As financial standards for loans are getting tighter, potential homebuyers are losing out to all-cash offers or higher down payments from other buyers in an ultracompetitive housing market.
Many first time buyers depend on mortgage loans financed by the Federal Housing Administration, whereas sellers in a tight market are looking for home shoppers with the “highest down payment, a near perfect credit score, and the ability to outbid others,” according to Zonda Chief Economist Ali Wolf.
“It’s just dismaying how difficult it is for first-time buyers to be able to snag that home,” says Gay Cororaton, senior economist at the National Association of Realtors®, a trade group.
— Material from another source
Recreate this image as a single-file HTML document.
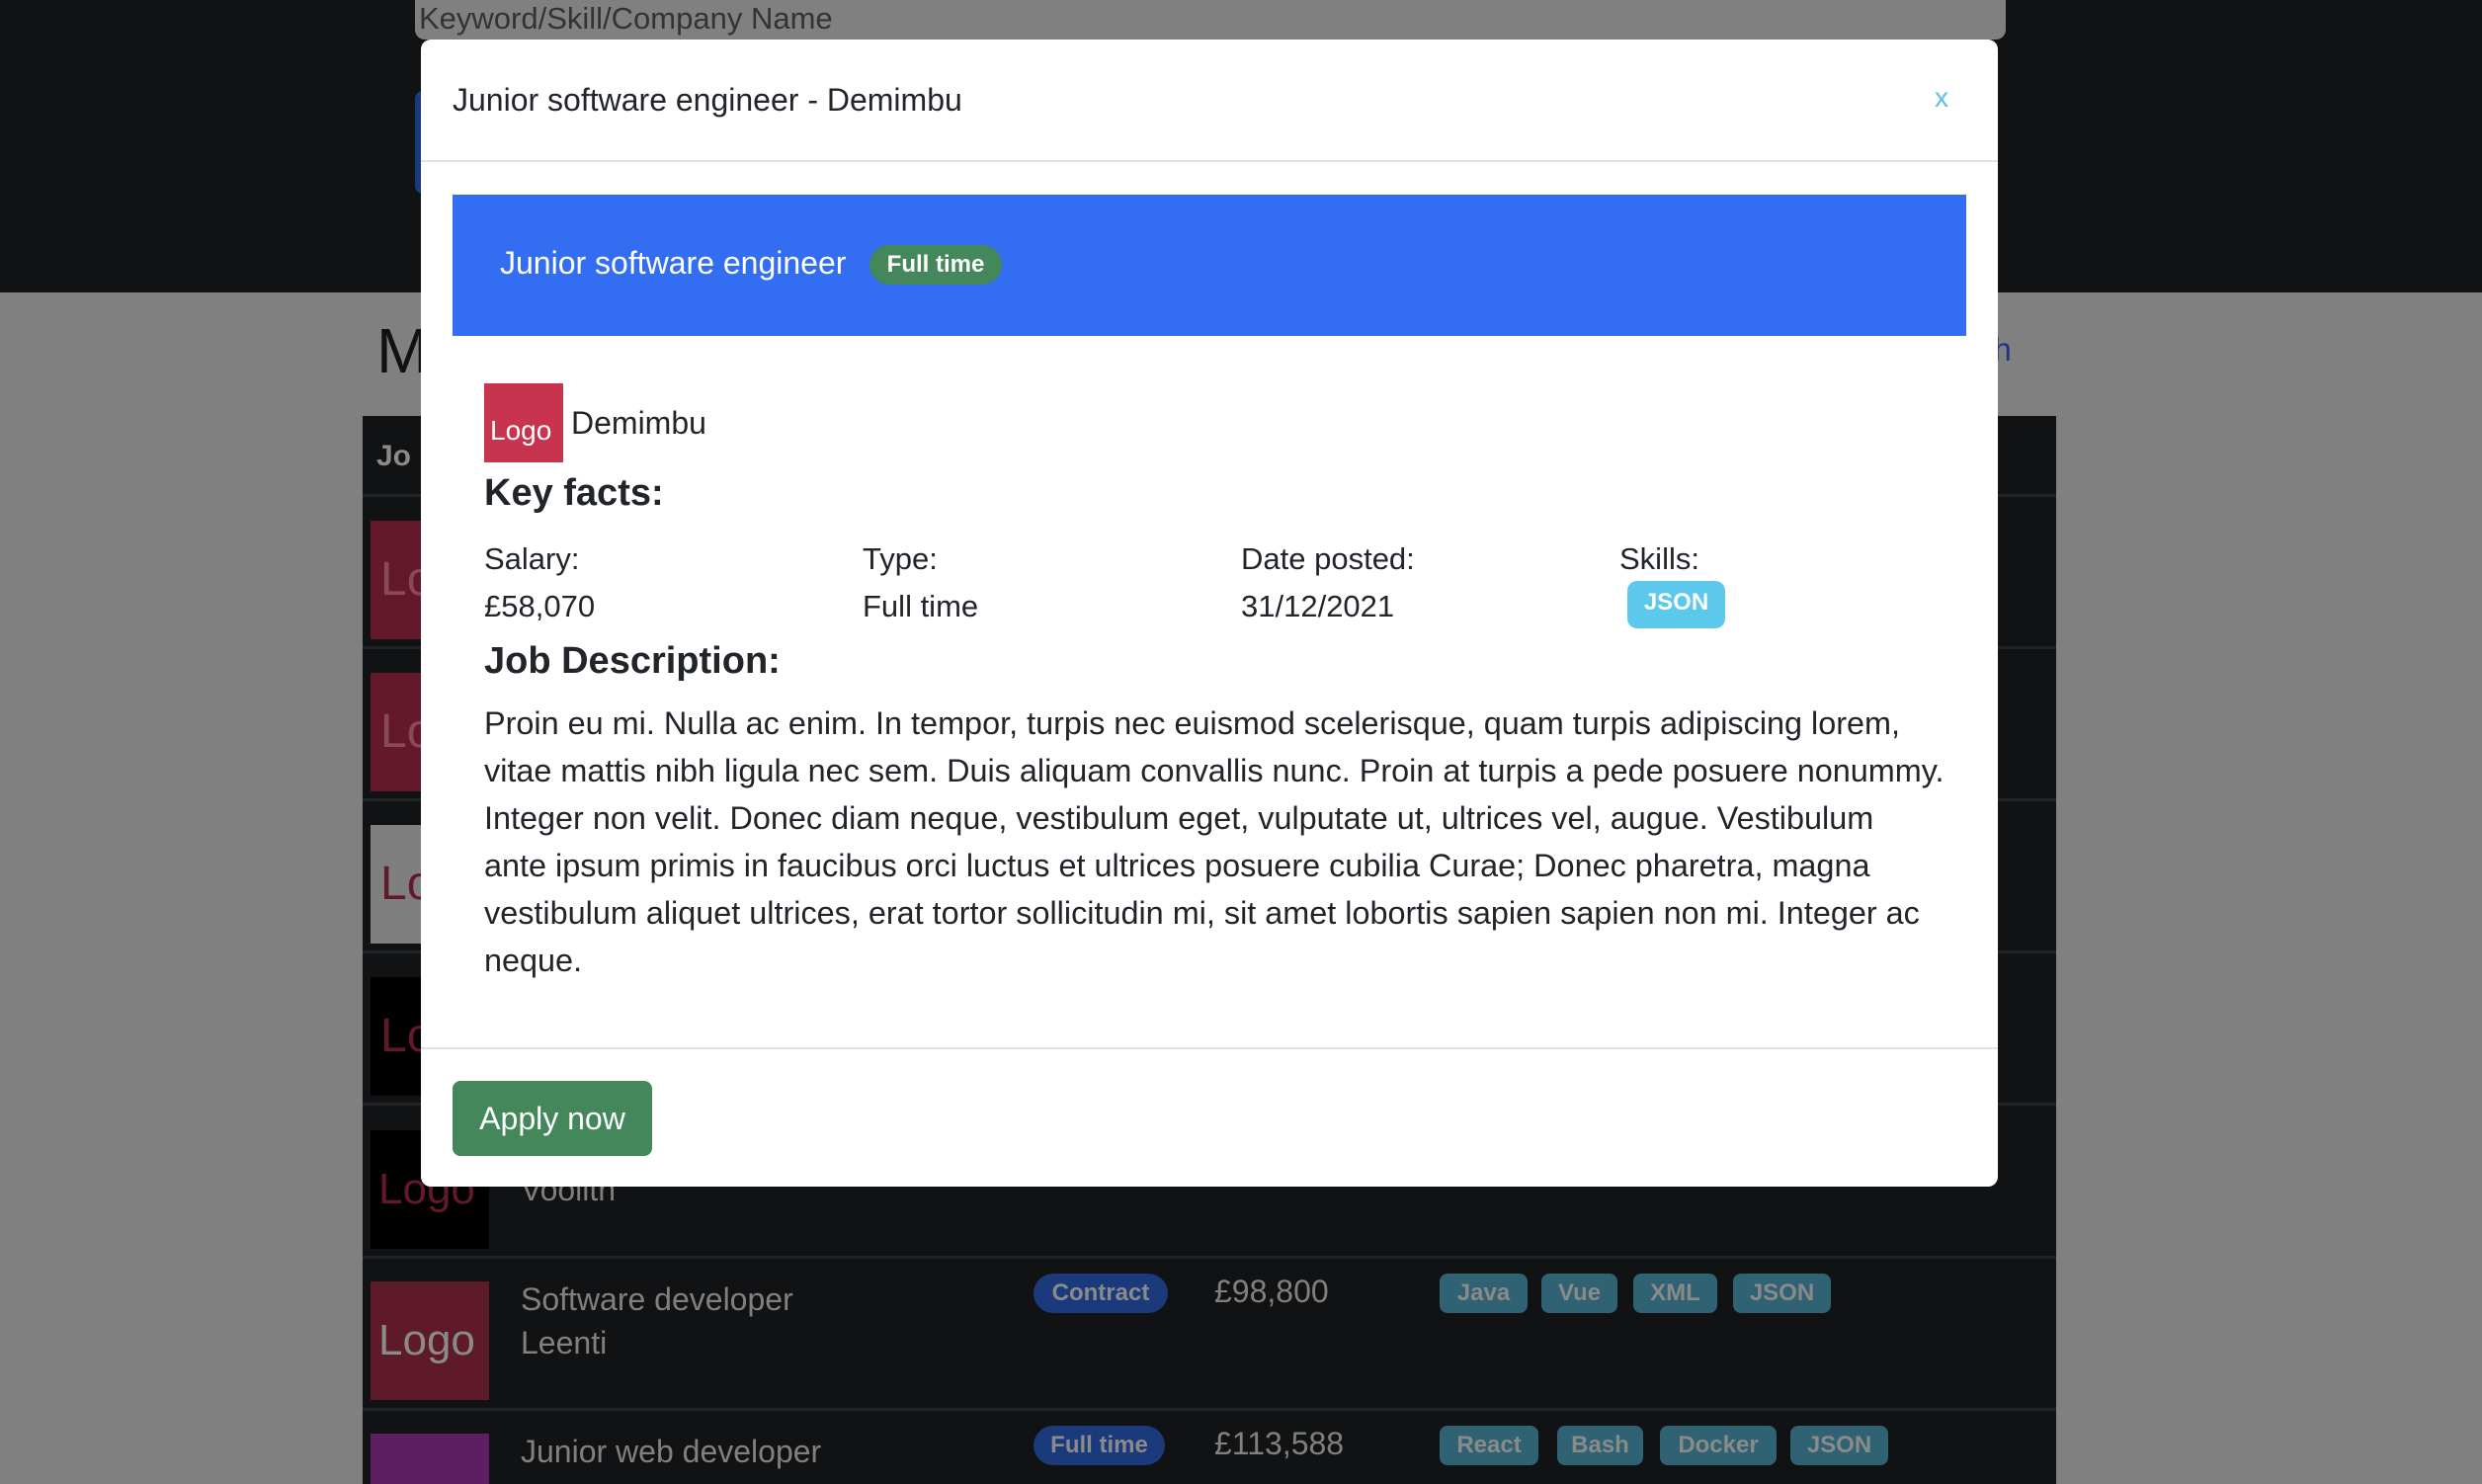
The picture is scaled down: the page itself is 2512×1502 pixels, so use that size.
<!DOCTYPE html>
<html><head><meta charset="utf-8"><style>
*{margin:0;padding:0;box-sizing:border-box}
html,body{width:2512px;height:1502px;overflow:hidden}
body{background:#808080;font-family:"Liberation Sans",sans-serif}
#w{position:relative;width:2512px;height:1502px;overflow:hidden}
.a{position:absolute;white-space:nowrap}
.badge{position:absolute;border-radius:20px;font-weight:bold;font-size:24px;text-align:center;line-height:40px}
.logo{position:absolute;width:120px;height:120px;overflow:hidden;font-size:48px;line-height:120px;padding-left:10px;font-weight:300}
.row{position:absolute;left:367px;width:1714px;height:3px;background:#222326}
</style></head><body><div id="w">
<div class="a" style="left:0;top:0;width:2512px;height:296px;background:#111214"></div>
<div class="a" style="left:420px;top:-10px;width:1610px;height:50px;background:#808080;border-radius:0 0 10px 10px;font-size:31px;color:#333;padding-left:4px;line-height:38px;padding-top:10px">Keyword/Skill/Company Name</div>
<div class="a" style="left:420px;top:92px;width:20px;height:104px;background:#1a3a80;border-radius:8px 0 0 8px"></div>
<div class="a" style="left:381px;top:318px;font-size:64px;color:#111">M</div>
<div class="a" style="left:1990px;top:335px;font-size:33px;color:#1a3a80">rch</div>
<div class="a" style="left:367px;top:421px;width:1714px;height:1081px;background:#111214"></div>
<div class="a" style="left:381px;top:445px;font-size:30px;color:#8a8a8a;font-weight:bold">Jo</div>
<div class="row" style="top:500px"></div><div class="row" style="top:654px"></div><div class="row" style="top:808px"></div><div class="row" style="top:962px"></div><div class="row" style="top:1116px"></div><div class="row" style="top:1271px"></div><div class="row" style="top:1425px"></div>
<div class="logo" style="left:375px;top:527px;background:#64192a;color:#8a4a55">Lo</div>
<div class="logo" style="left:375px;top:681px;background:#64192a;color:#8a4a55">Lo</div>
<div class="logo" style="left:375px;top:835px;background:#7f7f7f;color:#64192a">Lo</div>
<div class="logo" style="left:375px;top:989px;background:#000;color:#64192a">Lo</div>
<div class="logo" style="left:375px;top:1144px;background:#000;color:#64192a;font-size:44px;padding-left:8px">Logo</div>
<div class="a" style="left:527px;top:1186px;font-size:32px;color:#7f7f7f">Voolith</div>
<div class="logo" style="left:375px;top:1297px;background:#5e1a28;color:#8a8a8a;font-size:44px;padding-left:8px">Logo</div>
<div class="a" style="left:527px;top:1297px;font-size:32px;color:#808080">Software developer</div>
<div class="a" style="left:527px;top:1341px;font-size:32px;color:#808080">Leenti</div>
<div class="badge" style="left:1046px;top:1289px;width:136px;background:#1b3a7c;color:#8a8a8a">Contract</div>
<div class="a" style="left:1229px;top:1289px;font-size:32px;color:#808080">£98,800</div>
<div class="badge" style="left:1457px;top:1289px;width:89px;background:#2f6272;color:#8a8a8a;border-radius:8px">Java</div>
<div class="badge" style="left:1560px;top:1289px;width:77px;background:#2f6272;color:#8a8a8a;border-radius:8px">Vue</div>
<div class="badge" style="left:1653px;top:1289px;width:85px;background:#2f6272;color:#8a8a8a;border-radius:8px">XML</div>
<div class="badge" style="left:1754px;top:1289px;width:99px;background:#2f6272;color:#8a8a8a;border-radius:8px">JSON</div>
<div class="logo" style="left:375px;top:1451px;height:51px;background:#5e1f62"></div>
<div class="a" style="left:527px;top:1451px;font-size:32px;color:#808080">Junior web developer</div>
<div class="badge" style="left:1046px;top:1443px;width:133px;background:#1b3a7c;color:#8a8a8a">Full time</div>
<div class="a" style="left:1229px;top:1443px;font-size:32px;color:#808080">£113,588</div>
<div class="badge" style="left:1457px;top:1443px;width:100px;background:#2f6272;color:#8a8a8a;border-radius:8px">React</div>
<div class="badge" style="left:1576px;top:1443px;width:87px;background:#2f6272;color:#8a8a8a;border-radius:8px">Bash</div>
<div class="badge" style="left:1680px;top:1443px;width:118px;background:#2f6272;color:#8a8a8a;border-radius:8px">Docker</div>
<div class="badge" style="left:1812px;top:1443px;width:99px;background:#2f6272;color:#8a8a8a;border-radius:8px">JSON</div>

<div class="a" style="left:426px;top:40px;width:1596px;height:1161px;background:#fff;border-radius:10px">
  <div class="a" style="left:32px;top:43px;font-size:32px;color:#212529">Junior software engineer - Demimbu</div>
  <div class="a" style="left:1532px;top:43px;font-size:28px;color:#5bc0de">x</div>
  <div class="a" style="left:0;top:122px;width:1596px;height:2px;background:#dee2e6"></div>
  <div class="a" style="left:32px;top:157px;width:1532px;height:143px;background:#336ef2">
    <div class="a" style="left:48px;top:51px;font-size:32px;color:#fff">Junior software engineer</div>
    <div class="badge" style="left:422px;top:51px;width:134px;background:#43875a;color:#fff">Full time</div>
  </div>
  <div class="a" style="left:64px;top:348px;width:80px;height:80px;background:#c8334e;color:#fff;font-size:28px;font-weight:300;line-height:96px;padding-left:6px;overflow:hidden">Logo</div>
  <div class="a" style="left:152px;top:370px;font-size:32px;color:#212529">Demimbu</div>
  <div class="a" style="left:64px;top:438px;font-size:38px;color:#212529;font-weight:bold">Key facts:</div>
  <div class="a" style="left:64px;top:508px;font-size:31px;color:#212529">Salary:</div>
  <div class="a" style="left:447px;top:508px;font-size:31px;color:#212529">Type:</div>
  <div class="a" style="left:830px;top:508px;font-size:31px;color:#212529">Date posted:</div>
  <div class="a" style="left:1213px;top:508px;font-size:31px;color:#212529">Skills:</div>
  <div class="a" style="left:64px;top:556px;font-size:31px;color:#212529">£58,070</div>
  <div class="a" style="left:447px;top:556px;font-size:31px;color:#212529">Full time</div>
  <div class="a" style="left:830px;top:556px;font-size:31px;color:#212529">31/12/2021</div>
  <div class="badge" style="left:1221px;top:548px;width:99px;height:48px;line-height:44px;background:#5bc8ec;color:#fff;border-radius:10px">JSON</div>
  <div class="a" style="left:64px;top:608px;font-size:38px;color:#212529;font-weight:bold">Job Description:</div>
  <div class="a" style="left:64px;top:668px;font-size:32.4px;line-height:48px;color:#212529">Proin eu mi. Nulla ac enim. In tempor, turpis nec euismod scelerisque, quam turpis adipiscing lorem,<br>vitae mattis nibh ligula nec sem. Duis aliquam convallis nunc. Proin at turpis a pede posuere nonummy.<br>Integer non velit. Donec diam neque, vestibulum eget, vulputate ut, ultrices vel, augue. Vestibulum<br>ante ipsum primis in faucibus orci luctus et ultrices posuere cubilia Curae; Donec pharetra, magna<br>vestibulum aliquet ultrices, erat tortor sollicitudin mi, sit amet lobortis sapien sapien non mi. Integer ac<br>neque.</div>
  <div class="a" style="left:0;top:1020px;width:1596px;height:2px;background:#dee2e6"></div>
  <div class="a" style="left:32px;top:1054px;width:202px;height:76px;background:#43875a;border-radius:8px;color:#fff;font-size:32px;text-align:center;line-height:76px">Apply now</div>
</div>
</div></body></html>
Typically, a seller will look more favorably on buyers who have at least 20% to put down than on buyers who have less to offer on a down payment. Buyers ready with 20% of the purchase price stand a better chance of having their mortgages approved and for these deals to go through.
However, data shows that conventional loans are edging out government-backed loans in today’s market. In August 2019, 30% of mortgage loans were backed by the FHA, VA, or USDA, according to NAR data. By August 2021, the share of government-backed loans had dropped to just 23%.
A record 73% of all new mortgage debt in the first quarter of 2021 went to buyers with credit scores of 760 or above, according to data from the New York Federal Reserve. This puts a lot of pressure on first-time homebuyers with FHA loans, whose average credit score is 676, according to the Urban Institute.